Because we love food, there is no lack of volunteers for the kitchen. Occasionally a rota has to be employed because of the numbers willing to offer their services to Head Cook. I suspect there may be ulterior motives involved and many a surreptitious paw has been dipped in the custard and a sly biscuit munched while Cook has her back turned.
It is often said that beauty is in the eye of the beholder. Some believe beauty is on the surface – a beautiful face, a beautiful body, a beautiful painting, or beautiful flower. While in some cases that may be the case, true beauty is more than what we see with our eyes. True beauty is what we see and feel with our heart.
What you value or deem beautiful is often a reflection of yourself; if you can see the beauty in yourself – your values, honesty, integrity, the love you have for others and other beings, it makes you beautiful on the outside. If you can bring out the best in others, that is beautiful. If you have compassion for those less fortunate, that is beautiful.

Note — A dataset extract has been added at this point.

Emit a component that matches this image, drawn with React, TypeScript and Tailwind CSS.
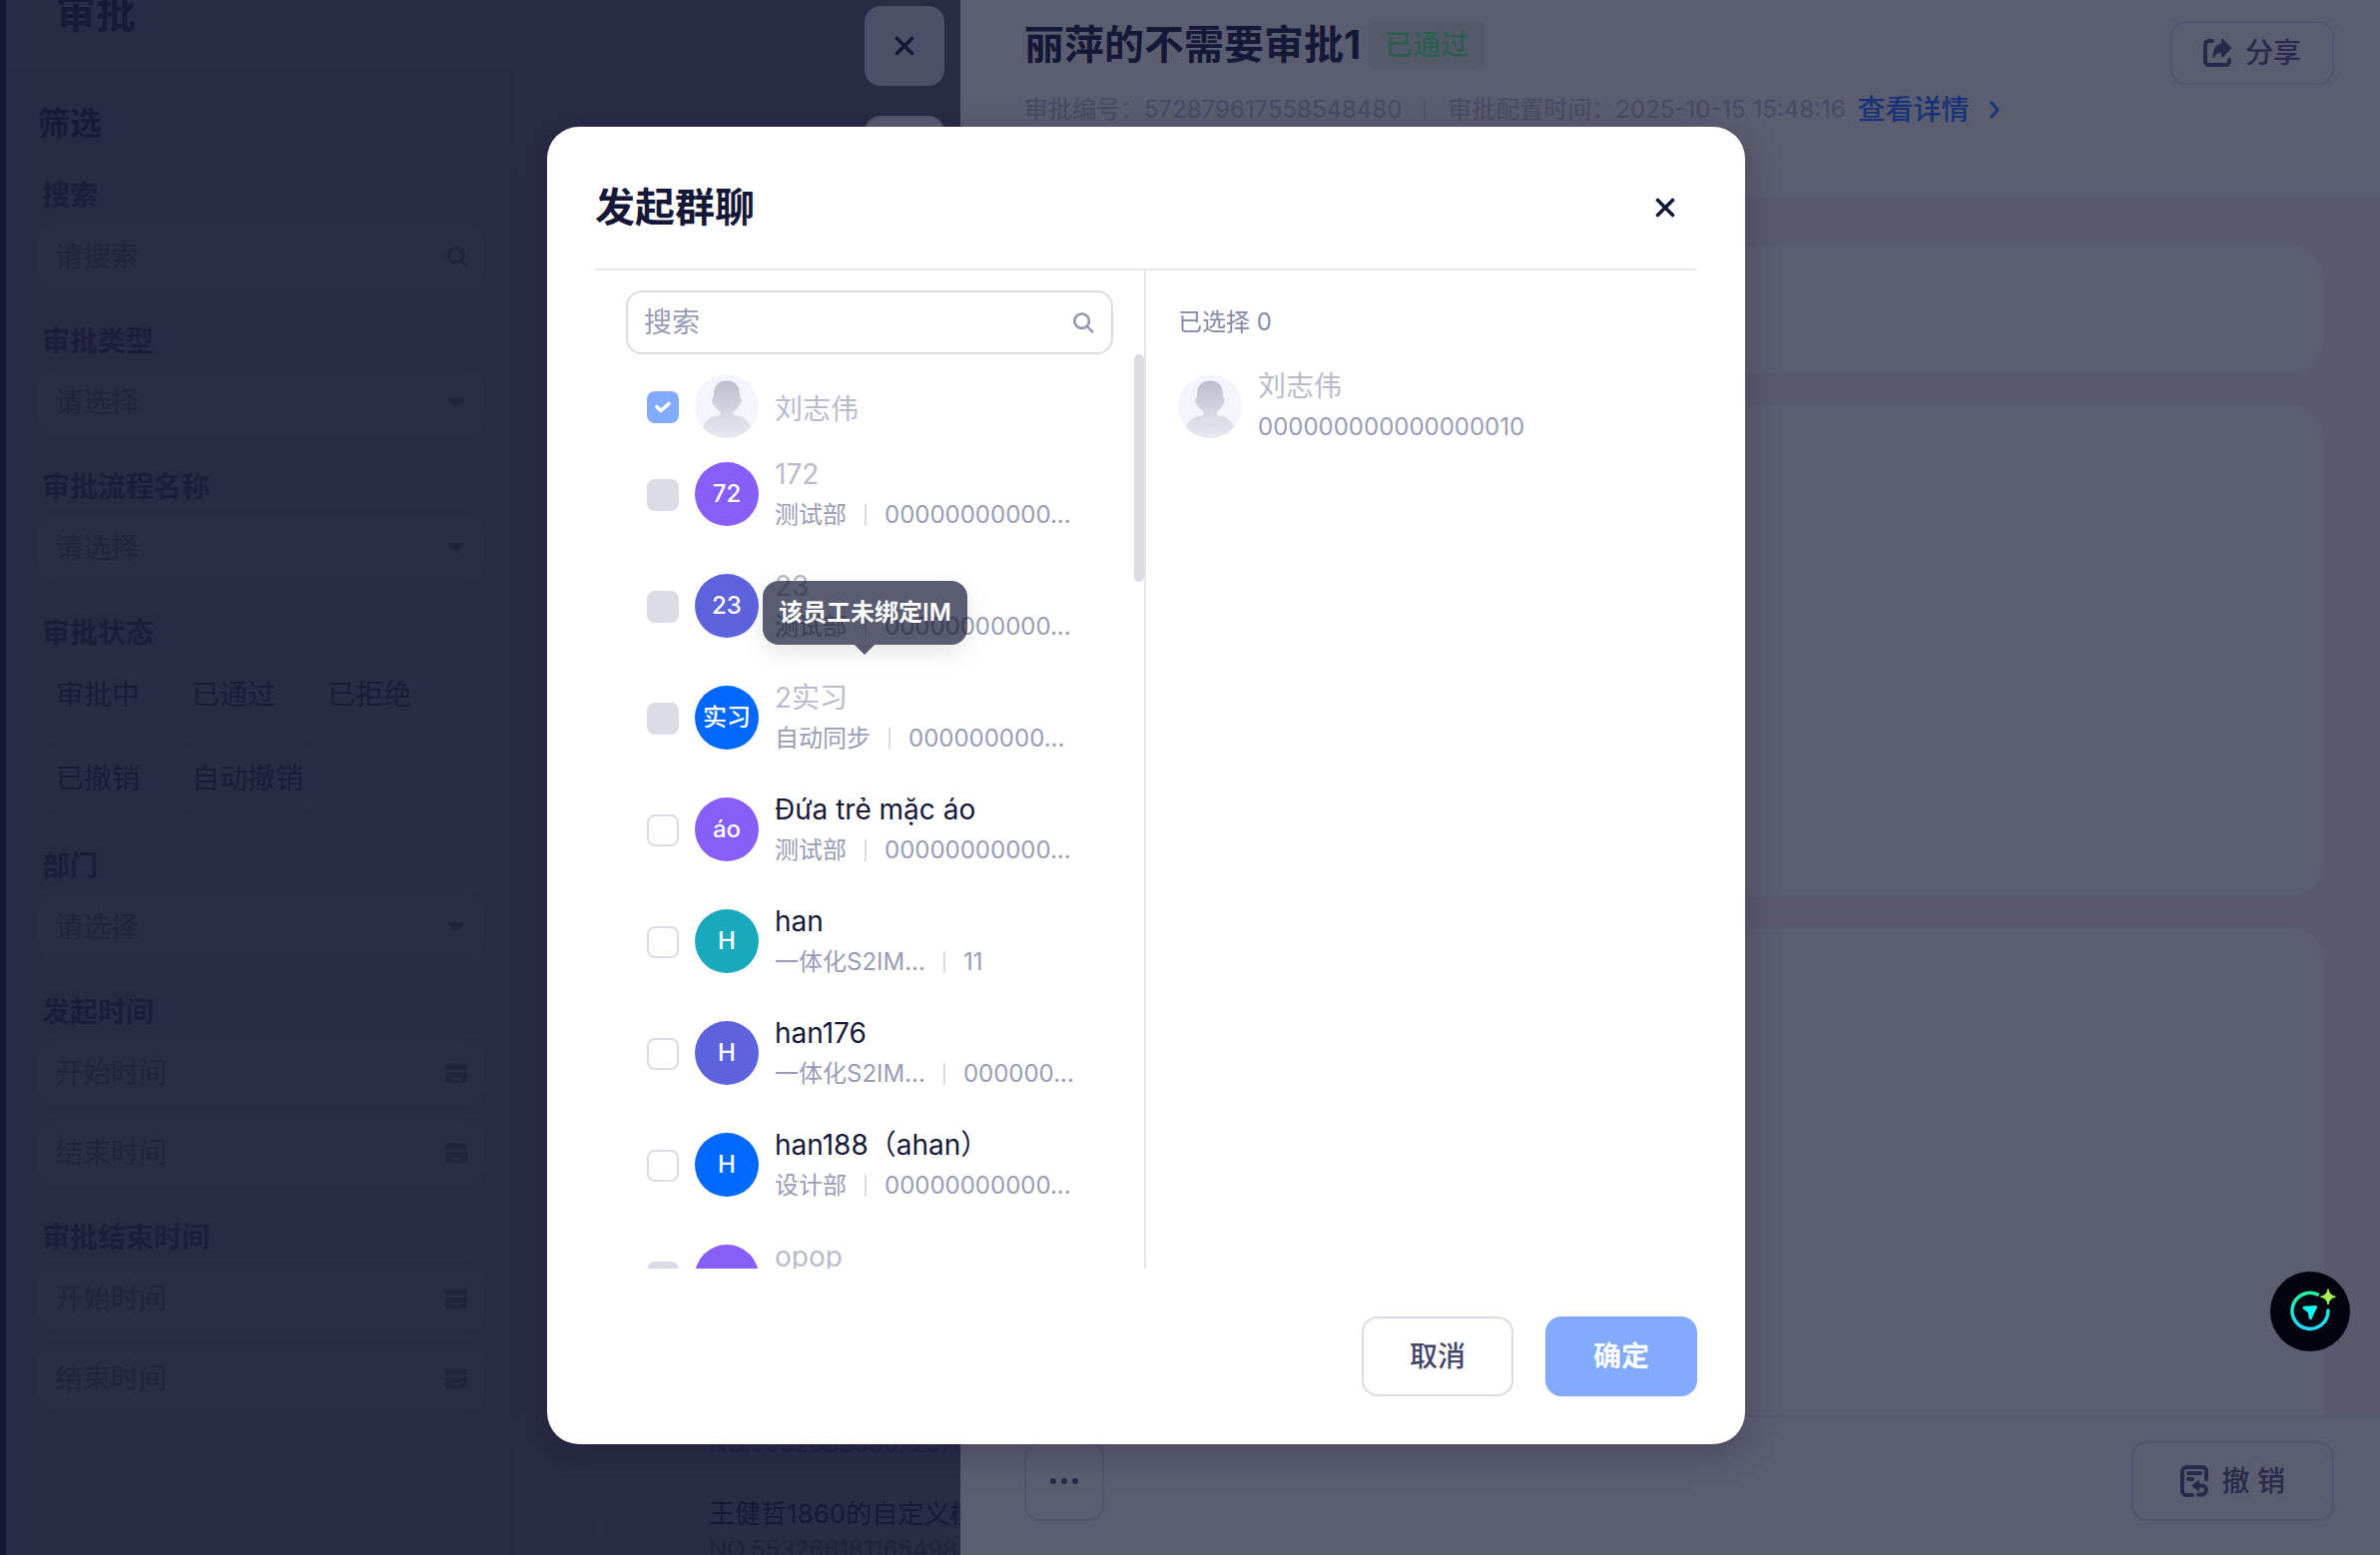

Forgiveness is beautiful. While some find it hard to forgive (and that is okay), when we choose to forgive others it is beautiful. We may feel hurt and resentful one day, then the deep, transformative power of sleep, dreams and love we hold deep within allows us to forgive others their transgressions, whether they have truly hurt us, or it is a perceived hurt. It brings forth the ability to move beyond to a place where our hearts can see clearly again. The dawn rises on a new day and yesterday’s woes and sorrows slowly fade into memory. The love we kept locked away because of those hurts comes forward once again through forgiveness, and that too, is beautiful. It brings peace and balance. But remember, forgiveness is always a choice.
Human beings suffer terribly because of the perceived nature of beauty. Grimalkins have no such affliction. Human beings, for the most part, judge themselves based on how they look to others, how attractive they are, how much approval they receive from others. They place their worth in the hands of others who too, do not know their own worth either. Let me tell you how Grimalkins value beauty.
Grimalkins are self aware, yes, but we are introspective. We understand that each one of us is different – big, small, black, grey, calico etc. We are mindful of our existence every day. We place value on ourselves, not by the colour of our fur or how long our whiskers are. No, we measure our worth by the values and principles we hold. Take my family – the Moonpaws. Our motto is Wisdom Before Knowledge. I find self worth and beauty in teaching youngsters to read and write, by sharing history and encouraging curiosity and a sense of yearning for knowledge in the individuals I meet. It makes me feel good and worthy because I have something to share that inspires others. So you see, your worth comes from inside, not from outside, not from approval from others. I may not get a thank you, but to see someone set off on an academic journey with excitement is more than enough to fill my heart with joy. That is where true self worth lies.
Grimalkins live in the moment. We change and improve the things we can change and accept the things we cannot. We express gratitude for the things we have for it is the small things in our lives that can bring us great joy and comfort. We do (or try not to) worry about the morrow. We do not live in fear as humans do – fear of what others may think, feel or do. We say how we feel because our words may make a difference, but they may not. But we never know. It doesn’t matter. Living without fear is beautiful. It opens up a wealth of possibilities that lead on to more beautiful things. Pride and ego are not things Grimalkins are too afflicted by. We strive for peace and balance and a quiet life. But even we can fall by the wayside at times.
Too often human beings are too afraid to say things to each other, too afraid to say “I love that about you, it makes me feel….” or “…it is beautiful because…” If people recognised and acknowledged the beauty in others, then they may realise that their self worth and value comes from the inside, not from validation from the outside. A beautiful person can facilitate change and transformation in you, quite unexpectedly, making you into a better, more beautiful person. You, in turn, may go on to be the catalyst of change in someone else and so it goes on.
Beauty is not about how you look or how you physically present yourself to the world. True beauty is bringing out the best in yourself and in others. Be beautiful every day. Celebrate and be content with the small things – the smell of Earl Grey tea on a rainy day, the feeling of warm sand between your toes, the sound of the sea, seeing tiny shoots appear in your pots where there was only bare soil before. New books. Fresh strawberries, incense and wind chimes, the list of things you find beautiful is endless so take time to be mindful of them and express gratitude for the sense of contentment they bring you.
Appreciation for the little things is beautiful. Be mindful of them and you will find small oases of peace in the maelstrom of life.